REQUIREMENT
Give only the count of lines containing "this".

SOURCE DATA
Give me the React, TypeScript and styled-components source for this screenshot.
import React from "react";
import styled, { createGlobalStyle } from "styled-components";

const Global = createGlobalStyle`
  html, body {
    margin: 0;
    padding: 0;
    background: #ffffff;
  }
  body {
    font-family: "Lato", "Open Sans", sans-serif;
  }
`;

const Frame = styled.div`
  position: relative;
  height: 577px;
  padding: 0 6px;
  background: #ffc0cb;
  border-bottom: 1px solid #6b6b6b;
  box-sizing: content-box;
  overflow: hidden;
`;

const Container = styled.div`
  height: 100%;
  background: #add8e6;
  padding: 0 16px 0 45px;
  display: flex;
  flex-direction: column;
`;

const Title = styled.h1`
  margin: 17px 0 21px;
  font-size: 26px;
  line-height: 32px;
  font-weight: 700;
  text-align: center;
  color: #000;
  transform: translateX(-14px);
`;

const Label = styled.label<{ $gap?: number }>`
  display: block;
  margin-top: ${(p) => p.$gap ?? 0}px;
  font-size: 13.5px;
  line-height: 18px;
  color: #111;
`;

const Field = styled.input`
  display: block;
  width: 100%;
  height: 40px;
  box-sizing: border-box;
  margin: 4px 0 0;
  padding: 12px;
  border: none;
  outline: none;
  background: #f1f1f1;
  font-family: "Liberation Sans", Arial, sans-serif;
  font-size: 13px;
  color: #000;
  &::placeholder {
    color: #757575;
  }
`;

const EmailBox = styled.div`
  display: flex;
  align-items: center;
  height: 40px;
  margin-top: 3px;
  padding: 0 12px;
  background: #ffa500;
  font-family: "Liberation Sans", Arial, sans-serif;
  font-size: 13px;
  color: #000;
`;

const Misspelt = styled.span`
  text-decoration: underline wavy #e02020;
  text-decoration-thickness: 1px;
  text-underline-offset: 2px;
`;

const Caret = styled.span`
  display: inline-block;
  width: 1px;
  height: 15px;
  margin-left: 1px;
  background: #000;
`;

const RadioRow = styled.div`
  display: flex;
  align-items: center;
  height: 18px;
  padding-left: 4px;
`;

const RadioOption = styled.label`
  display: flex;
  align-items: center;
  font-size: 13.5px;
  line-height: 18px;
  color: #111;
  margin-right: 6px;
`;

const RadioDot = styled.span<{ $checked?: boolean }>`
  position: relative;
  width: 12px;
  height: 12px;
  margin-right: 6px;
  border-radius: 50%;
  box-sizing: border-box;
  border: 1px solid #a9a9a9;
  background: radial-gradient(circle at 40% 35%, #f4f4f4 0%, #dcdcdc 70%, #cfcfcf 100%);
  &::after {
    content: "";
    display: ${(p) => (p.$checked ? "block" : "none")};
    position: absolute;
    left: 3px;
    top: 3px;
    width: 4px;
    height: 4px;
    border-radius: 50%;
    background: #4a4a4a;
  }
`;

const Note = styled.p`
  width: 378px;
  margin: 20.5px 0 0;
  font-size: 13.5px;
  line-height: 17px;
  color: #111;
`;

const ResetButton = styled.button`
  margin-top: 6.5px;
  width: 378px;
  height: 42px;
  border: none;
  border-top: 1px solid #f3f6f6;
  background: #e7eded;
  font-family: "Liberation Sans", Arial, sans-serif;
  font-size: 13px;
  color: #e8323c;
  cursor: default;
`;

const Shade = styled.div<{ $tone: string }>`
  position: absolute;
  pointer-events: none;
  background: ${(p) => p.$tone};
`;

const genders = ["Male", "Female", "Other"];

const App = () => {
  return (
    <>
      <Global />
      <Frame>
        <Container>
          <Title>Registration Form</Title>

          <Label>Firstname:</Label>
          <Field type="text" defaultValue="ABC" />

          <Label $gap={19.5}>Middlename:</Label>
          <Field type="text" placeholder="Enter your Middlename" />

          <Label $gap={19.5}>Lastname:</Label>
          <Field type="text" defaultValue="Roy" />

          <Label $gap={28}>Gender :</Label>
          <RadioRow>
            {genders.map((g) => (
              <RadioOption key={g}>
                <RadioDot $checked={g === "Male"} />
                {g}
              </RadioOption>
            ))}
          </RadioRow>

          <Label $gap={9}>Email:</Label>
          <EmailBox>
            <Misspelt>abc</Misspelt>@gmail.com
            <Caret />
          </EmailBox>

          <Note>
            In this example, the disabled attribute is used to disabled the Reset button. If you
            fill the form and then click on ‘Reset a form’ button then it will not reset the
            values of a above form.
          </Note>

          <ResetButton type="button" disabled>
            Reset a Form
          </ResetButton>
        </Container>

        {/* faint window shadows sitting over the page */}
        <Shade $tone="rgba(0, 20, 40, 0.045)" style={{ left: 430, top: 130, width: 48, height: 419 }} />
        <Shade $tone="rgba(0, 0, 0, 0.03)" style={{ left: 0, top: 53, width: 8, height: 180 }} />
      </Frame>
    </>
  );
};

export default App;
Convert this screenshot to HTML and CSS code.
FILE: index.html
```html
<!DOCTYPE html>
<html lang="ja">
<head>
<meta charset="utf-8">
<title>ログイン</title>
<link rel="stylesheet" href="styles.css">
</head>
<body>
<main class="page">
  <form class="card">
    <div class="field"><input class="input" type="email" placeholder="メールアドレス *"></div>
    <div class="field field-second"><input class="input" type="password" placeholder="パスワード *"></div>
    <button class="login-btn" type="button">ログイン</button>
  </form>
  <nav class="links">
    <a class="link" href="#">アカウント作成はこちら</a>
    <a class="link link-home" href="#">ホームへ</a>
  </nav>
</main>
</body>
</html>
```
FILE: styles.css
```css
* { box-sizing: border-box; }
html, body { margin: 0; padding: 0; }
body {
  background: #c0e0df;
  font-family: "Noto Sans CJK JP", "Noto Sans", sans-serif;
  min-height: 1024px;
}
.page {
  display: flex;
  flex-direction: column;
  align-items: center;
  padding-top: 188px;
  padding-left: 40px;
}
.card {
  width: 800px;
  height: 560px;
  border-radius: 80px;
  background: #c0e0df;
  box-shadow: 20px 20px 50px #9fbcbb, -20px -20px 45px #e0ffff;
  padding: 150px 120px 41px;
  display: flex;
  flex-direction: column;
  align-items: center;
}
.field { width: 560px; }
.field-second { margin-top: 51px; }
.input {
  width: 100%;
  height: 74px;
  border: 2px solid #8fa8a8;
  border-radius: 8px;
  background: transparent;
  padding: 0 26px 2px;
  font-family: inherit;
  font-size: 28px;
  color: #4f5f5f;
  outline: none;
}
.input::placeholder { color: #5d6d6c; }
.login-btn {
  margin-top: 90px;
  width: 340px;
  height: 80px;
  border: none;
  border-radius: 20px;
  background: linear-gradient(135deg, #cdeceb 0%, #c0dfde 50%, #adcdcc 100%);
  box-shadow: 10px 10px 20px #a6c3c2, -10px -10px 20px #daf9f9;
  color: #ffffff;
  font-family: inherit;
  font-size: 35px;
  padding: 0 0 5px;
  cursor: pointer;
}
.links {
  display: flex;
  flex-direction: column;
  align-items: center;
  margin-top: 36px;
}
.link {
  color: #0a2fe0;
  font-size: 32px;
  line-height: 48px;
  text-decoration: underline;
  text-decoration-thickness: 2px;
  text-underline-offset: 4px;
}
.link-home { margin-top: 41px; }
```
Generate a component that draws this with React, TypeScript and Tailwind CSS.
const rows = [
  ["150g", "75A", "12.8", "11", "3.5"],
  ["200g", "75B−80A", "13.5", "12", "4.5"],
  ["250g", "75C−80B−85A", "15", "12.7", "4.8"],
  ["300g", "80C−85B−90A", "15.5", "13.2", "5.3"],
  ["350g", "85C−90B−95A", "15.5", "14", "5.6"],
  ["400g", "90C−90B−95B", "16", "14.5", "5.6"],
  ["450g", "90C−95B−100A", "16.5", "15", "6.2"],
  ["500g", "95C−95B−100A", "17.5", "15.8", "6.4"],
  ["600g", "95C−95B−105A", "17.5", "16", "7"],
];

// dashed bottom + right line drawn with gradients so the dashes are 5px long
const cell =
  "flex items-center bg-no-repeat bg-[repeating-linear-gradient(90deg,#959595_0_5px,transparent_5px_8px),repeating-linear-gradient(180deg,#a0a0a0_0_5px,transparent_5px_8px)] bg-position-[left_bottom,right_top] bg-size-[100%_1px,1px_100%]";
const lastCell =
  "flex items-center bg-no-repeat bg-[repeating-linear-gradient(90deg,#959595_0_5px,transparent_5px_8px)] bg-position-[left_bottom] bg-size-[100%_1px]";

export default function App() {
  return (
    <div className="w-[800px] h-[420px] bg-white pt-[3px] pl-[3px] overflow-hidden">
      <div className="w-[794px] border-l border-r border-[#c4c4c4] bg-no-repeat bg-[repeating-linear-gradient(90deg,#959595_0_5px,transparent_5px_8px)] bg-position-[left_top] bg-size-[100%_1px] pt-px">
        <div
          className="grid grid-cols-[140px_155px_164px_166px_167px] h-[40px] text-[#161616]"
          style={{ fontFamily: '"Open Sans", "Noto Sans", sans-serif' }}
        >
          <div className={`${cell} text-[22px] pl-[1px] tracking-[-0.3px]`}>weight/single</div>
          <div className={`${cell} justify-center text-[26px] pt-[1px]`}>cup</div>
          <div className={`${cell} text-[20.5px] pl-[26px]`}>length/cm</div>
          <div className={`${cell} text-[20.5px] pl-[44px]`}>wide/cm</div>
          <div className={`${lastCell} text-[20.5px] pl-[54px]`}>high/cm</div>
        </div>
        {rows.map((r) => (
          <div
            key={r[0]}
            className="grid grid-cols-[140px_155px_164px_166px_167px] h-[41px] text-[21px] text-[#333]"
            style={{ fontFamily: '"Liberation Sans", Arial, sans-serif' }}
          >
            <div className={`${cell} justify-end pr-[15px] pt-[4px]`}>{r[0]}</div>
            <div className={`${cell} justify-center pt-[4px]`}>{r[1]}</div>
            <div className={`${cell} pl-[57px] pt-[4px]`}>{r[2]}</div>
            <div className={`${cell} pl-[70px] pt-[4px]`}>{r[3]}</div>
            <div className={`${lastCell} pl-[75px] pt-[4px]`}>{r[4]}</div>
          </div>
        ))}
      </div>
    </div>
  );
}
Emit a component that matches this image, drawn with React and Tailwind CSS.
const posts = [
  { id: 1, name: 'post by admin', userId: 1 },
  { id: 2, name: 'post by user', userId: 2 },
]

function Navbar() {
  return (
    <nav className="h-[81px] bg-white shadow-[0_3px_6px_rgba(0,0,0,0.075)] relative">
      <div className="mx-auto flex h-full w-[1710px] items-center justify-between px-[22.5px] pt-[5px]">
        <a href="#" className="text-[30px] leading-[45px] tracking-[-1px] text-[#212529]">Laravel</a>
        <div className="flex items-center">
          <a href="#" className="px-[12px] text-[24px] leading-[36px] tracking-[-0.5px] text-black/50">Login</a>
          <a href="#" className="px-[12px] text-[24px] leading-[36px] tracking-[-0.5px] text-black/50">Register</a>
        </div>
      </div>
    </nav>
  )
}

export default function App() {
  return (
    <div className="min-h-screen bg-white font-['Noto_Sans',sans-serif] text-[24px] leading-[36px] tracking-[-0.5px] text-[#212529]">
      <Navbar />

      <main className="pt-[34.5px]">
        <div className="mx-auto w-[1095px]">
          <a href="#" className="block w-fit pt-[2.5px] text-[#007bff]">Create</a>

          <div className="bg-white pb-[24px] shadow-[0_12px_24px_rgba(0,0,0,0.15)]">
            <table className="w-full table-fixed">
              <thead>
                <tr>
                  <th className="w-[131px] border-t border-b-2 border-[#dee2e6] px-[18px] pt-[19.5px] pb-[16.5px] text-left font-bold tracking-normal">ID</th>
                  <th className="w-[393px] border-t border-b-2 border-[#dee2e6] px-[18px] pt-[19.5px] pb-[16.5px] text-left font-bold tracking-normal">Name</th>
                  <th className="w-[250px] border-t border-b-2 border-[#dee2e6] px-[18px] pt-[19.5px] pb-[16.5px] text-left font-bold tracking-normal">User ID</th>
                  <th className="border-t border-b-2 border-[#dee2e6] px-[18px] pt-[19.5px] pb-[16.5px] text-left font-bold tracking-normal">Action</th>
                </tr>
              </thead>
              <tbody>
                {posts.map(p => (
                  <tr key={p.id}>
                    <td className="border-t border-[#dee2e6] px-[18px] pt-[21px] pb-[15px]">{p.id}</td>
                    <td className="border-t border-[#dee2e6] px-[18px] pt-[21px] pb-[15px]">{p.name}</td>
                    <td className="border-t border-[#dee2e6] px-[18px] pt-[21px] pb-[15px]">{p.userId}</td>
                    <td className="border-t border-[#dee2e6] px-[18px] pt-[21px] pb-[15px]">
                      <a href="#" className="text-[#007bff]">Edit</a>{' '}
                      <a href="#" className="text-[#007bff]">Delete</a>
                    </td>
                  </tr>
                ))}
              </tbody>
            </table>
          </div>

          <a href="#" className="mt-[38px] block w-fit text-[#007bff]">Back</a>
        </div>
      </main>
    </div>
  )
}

TASK RESULT
5